**WRITTEN PROBLEM:** Word for word, quote all of the material, omitting the pictures.

<<<<

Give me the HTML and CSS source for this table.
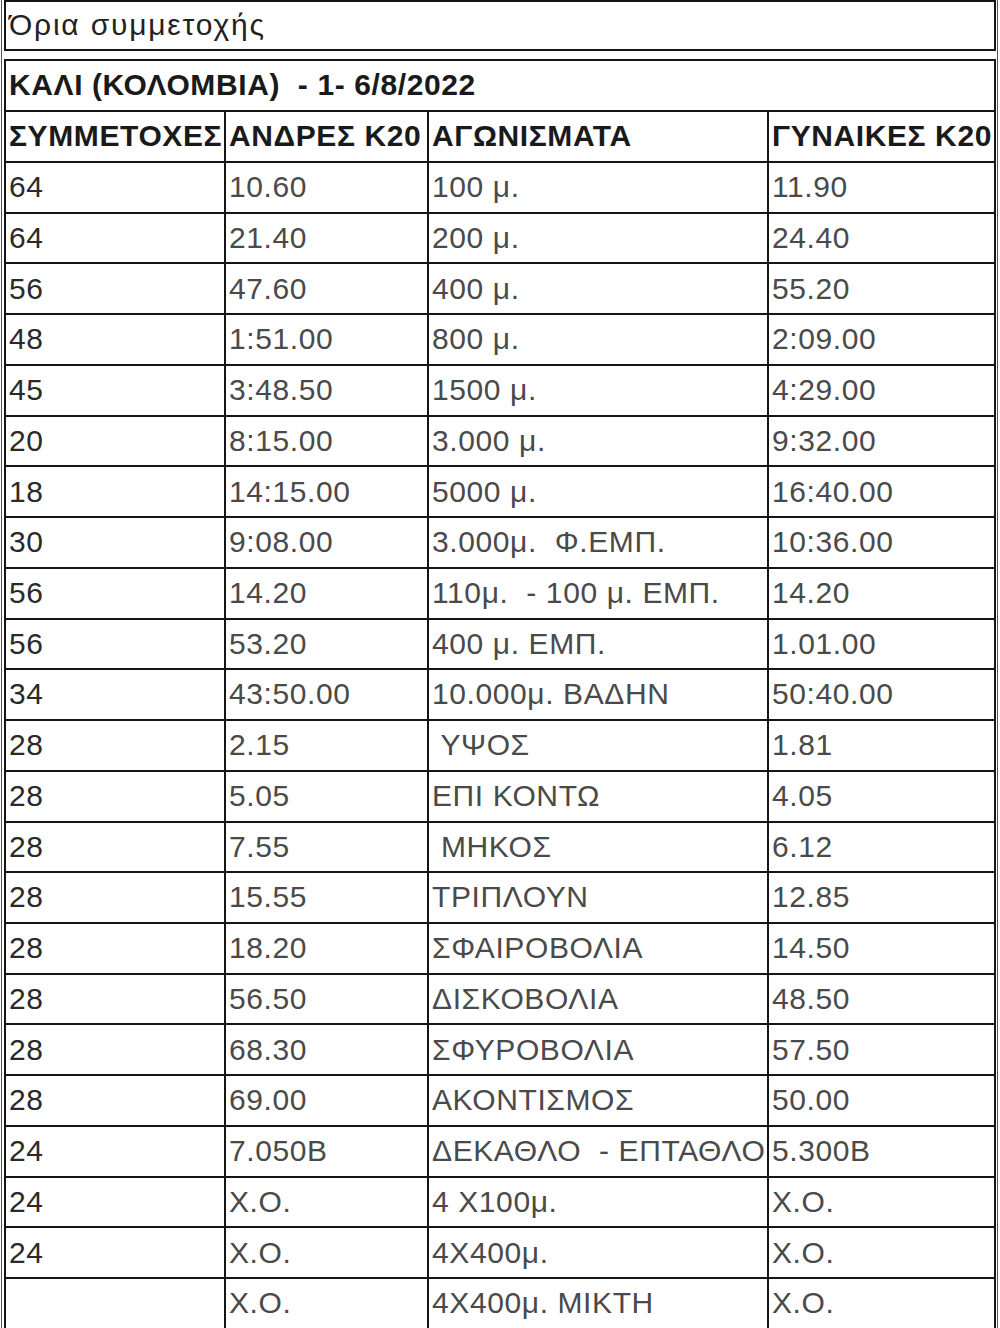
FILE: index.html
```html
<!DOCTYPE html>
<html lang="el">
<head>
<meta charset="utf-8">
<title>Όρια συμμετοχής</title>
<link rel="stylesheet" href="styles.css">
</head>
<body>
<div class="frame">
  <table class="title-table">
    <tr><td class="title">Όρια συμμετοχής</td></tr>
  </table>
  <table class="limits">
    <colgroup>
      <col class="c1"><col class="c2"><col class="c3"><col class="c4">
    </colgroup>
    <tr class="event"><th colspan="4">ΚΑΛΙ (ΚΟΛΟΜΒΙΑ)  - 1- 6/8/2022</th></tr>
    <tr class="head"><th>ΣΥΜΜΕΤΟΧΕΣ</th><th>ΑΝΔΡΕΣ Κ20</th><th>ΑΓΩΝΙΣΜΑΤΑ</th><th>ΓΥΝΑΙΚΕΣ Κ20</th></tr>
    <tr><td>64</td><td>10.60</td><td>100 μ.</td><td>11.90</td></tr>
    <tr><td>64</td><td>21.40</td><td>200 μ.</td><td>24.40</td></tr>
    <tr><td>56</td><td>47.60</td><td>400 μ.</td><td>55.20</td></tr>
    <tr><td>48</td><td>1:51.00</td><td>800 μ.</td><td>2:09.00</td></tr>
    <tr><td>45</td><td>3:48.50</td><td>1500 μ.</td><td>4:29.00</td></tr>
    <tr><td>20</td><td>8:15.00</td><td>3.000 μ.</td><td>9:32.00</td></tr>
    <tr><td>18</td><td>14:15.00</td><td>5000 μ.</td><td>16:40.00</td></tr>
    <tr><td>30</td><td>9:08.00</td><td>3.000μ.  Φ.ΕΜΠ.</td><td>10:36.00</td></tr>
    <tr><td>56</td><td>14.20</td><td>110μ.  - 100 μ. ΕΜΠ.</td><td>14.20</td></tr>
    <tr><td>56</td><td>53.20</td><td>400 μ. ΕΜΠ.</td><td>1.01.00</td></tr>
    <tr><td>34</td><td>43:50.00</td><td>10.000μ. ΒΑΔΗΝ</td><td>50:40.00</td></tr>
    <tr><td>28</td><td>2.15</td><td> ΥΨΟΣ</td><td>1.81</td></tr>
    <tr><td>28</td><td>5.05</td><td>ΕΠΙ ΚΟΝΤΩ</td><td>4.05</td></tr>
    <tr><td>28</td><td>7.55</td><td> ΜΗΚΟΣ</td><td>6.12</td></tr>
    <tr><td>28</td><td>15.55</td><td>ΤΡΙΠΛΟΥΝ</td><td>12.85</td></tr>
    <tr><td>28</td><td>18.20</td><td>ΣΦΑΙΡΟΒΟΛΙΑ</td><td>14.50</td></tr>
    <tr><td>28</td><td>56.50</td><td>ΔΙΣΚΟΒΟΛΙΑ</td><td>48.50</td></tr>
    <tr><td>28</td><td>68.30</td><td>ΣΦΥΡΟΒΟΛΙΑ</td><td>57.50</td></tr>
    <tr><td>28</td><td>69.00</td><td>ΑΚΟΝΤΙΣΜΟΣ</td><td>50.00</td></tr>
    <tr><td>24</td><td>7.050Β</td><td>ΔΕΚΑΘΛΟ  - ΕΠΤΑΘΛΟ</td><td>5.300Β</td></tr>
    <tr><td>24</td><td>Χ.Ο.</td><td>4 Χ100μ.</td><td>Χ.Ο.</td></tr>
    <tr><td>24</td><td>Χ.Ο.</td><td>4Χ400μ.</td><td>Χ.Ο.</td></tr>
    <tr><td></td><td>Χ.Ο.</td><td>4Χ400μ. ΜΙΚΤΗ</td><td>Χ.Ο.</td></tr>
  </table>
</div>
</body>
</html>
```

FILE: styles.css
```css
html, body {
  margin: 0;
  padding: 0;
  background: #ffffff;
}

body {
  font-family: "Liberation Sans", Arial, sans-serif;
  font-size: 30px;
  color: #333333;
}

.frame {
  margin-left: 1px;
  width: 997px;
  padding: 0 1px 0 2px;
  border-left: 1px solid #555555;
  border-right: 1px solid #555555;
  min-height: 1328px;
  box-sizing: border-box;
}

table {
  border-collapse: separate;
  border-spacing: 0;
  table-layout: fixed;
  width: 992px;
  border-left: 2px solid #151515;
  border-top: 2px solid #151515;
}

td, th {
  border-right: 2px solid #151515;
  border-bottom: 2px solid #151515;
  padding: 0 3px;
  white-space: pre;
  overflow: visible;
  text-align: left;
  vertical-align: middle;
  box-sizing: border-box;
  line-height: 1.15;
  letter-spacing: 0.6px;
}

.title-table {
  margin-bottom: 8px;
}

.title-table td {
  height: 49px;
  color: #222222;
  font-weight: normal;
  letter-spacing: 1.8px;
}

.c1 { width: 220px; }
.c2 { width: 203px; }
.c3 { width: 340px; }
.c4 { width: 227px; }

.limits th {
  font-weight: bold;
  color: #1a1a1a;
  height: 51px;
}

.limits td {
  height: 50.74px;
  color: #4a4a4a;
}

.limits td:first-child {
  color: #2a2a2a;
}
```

>>>>

**CORRECT RESULT:**
Give me the HTML and CSS source for this table.
FILE: index.html
```html
<!DOCTYPE html>
<html lang="el">
<head>
<meta charset="utf-8">
<title>Όρια συμμετοχής</title>
<link rel="stylesheet" href="styles.css">
</head>
<body>
<div class="frame">
  <table class="title-table">
    <tr><td class="title">Όρια συμμετοχής</td></tr>
  </table>
  <table class="limits">
    <colgroup>
      <col class="c1"><col class="c2"><col class="c3"><col class="c4">
    </colgroup>
    <tr class="event"><th colspan="4">ΚΑΛΙ (ΚΟΛΟΜΒΙΑ)  - 1- 6/8/2022</th></tr>
    <tr class="head"><th>ΣΥΜΜΕΤΟΧΕΣ</th><th>ΑΝΔΡΕΣ Κ20</th><th>ΑΓΩΝΙΣΜΑΤΑ</th><th>ΓΥΝΑΙΚΕΣ Κ20</th></tr>
    <tr><td>64</td><td>10.60</td><td>100 μ.</td><td>11.90</td></tr>
    <tr><td>64</td><td>21.40</td><td>200 μ.</td><td>24.40</td></tr>
    <tr><td>56</td><td>47.60</td><td>400 μ.</td><td>55.20</td></tr>
    <tr><td>48</td><td>1:51.00</td><td>800 μ.</td><td>2:09.00</td></tr>
    <tr><td>45</td><td>3:48.50</td><td>1500 μ.</td><td>4:29.00</td></tr>
    <tr><td>20</td><td>8:15.00</td><td>3.000 μ.</td><td>9:32.00</td></tr>
    <tr><td>18</td><td>14:15.00</td><td>5000 μ.</td><td>16:40.00</td></tr>
    <tr><td>30</td><td>9:08.00</td><td>3.000μ.  Φ.ΕΜΠ.</td><td>10:36.00</td></tr>
    <tr><td>56</td><td>14.20</td><td>110μ.  - 100 μ. ΕΜΠ.</td><td>14.20</td></tr>
    <tr><td>56</td><td>53.20</td><td>400 μ. ΕΜΠ.</td><td>1.01.00</td></tr>
    <tr><td>34</td><td>43:50.00</td><td>10.000μ. ΒΑΔΗΝ</td><td>50:40.00</td></tr>
    <tr><td>28</td><td>2.15</td><td> ΥΨΟΣ</td><td>1.81</td></tr>
    <tr><td>28</td><td>5.05</td><td>ΕΠΙ ΚΟΝΤΩ</td><td>4.05</td></tr>
    <tr><td>28</td><td>7.55</td><td> ΜΗΚΟΣ</td><td>6.12</td></tr>
    <tr><td>28</td><td>15.55</td><td>ΤΡΙΠΛΟΥΝ</td><td>12.85</td></tr>
    <tr><td>28</td><td>18.20</td><td>ΣΦΑΙΡΟΒΟΛΙΑ</td><td>14.50</td></tr>
    <tr><td>28</td><td>56.50</td><td>ΔΙΣΚΟΒΟΛΙΑ</td><td>48.50</td></tr>
    <tr><td>28</td><td>68.30</td><td>ΣΦΥΡΟΒΟΛΙΑ</td><td>57.50</td></tr>
    <tr><td>28</td><td>69.00</td><td>ΑΚΟΝΤΙΣΜΟΣ</td><td>50.00</td></tr>
    <tr><td>24</td><td>7.050Β</td><td>ΔΕΚΑΘΛΟ  - ΕΠΤΑΘΛΟ</td><td>5.300Β</td></tr>
    <tr><td>24</td><td>Χ.Ο.</td><td>4 Χ100μ.</td><td>Χ.Ο.</td></tr>
    <tr><td>24</td><td>Χ.Ο.</td><td>4Χ400μ.</td><td>Χ.Ο.</td></tr>
    <tr><td></td><td>Χ.Ο.</td><td>4Χ400μ. ΜΙΚΤΗ</td><td>Χ.Ο.</td></tr>
  </table>
</div>
</body>
</html>
```

FILE: styles.css
```css
html, body {
  margin: 0;
  padding: 0;
  background: #ffffff;
}

body {
  font-family: "Liberation Sans", Arial, sans-serif;
  font-size: 30px;
  color: #333333;
}

.frame {
  margin-left: 1px;
  width: 997px;
  padding: 0 1px 0 2px;
  border-left: 1px solid #555555;
  border-right: 1px solid #555555;
  min-height: 1328px;
  box-sizing: border-box;
}

table {
  border-collapse: separate;
  border-spacing: 0;
  table-layout: fixed;
  width: 992px;
  border-left: 2px solid #151515;
  border-top: 2px solid #151515;
}

td, th {
  border-right: 2px solid #151515;
  border-bottom: 2px solid #151515;
  padding: 0 3px;
  white-space: pre;
  overflow: visible;
  text-align: left;
  vertical-align: middle;
  box-sizing: border-box;
  line-height: 1.15;
  letter-spacing: 0.6px;
}

.title-table {
  margin-bottom: 8px;
}

.title-table td {
  height: 49px;
  color: #222222;
  font-weight: normal;
  letter-spacing: 1.8px;
}

.c1 { width: 220px; }
.c2 { width: 203px; }
.c3 { width: 340px; }
.c4 { width: 227px; }

.limits th {
  font-weight: bold;
  color: #1a1a1a;
  height: 51px;
}

.limits td {
  height: 50.74px;
  color: #4a4a4a;
}

.limits td:first-child {
  color: #2a2a2a;
}
```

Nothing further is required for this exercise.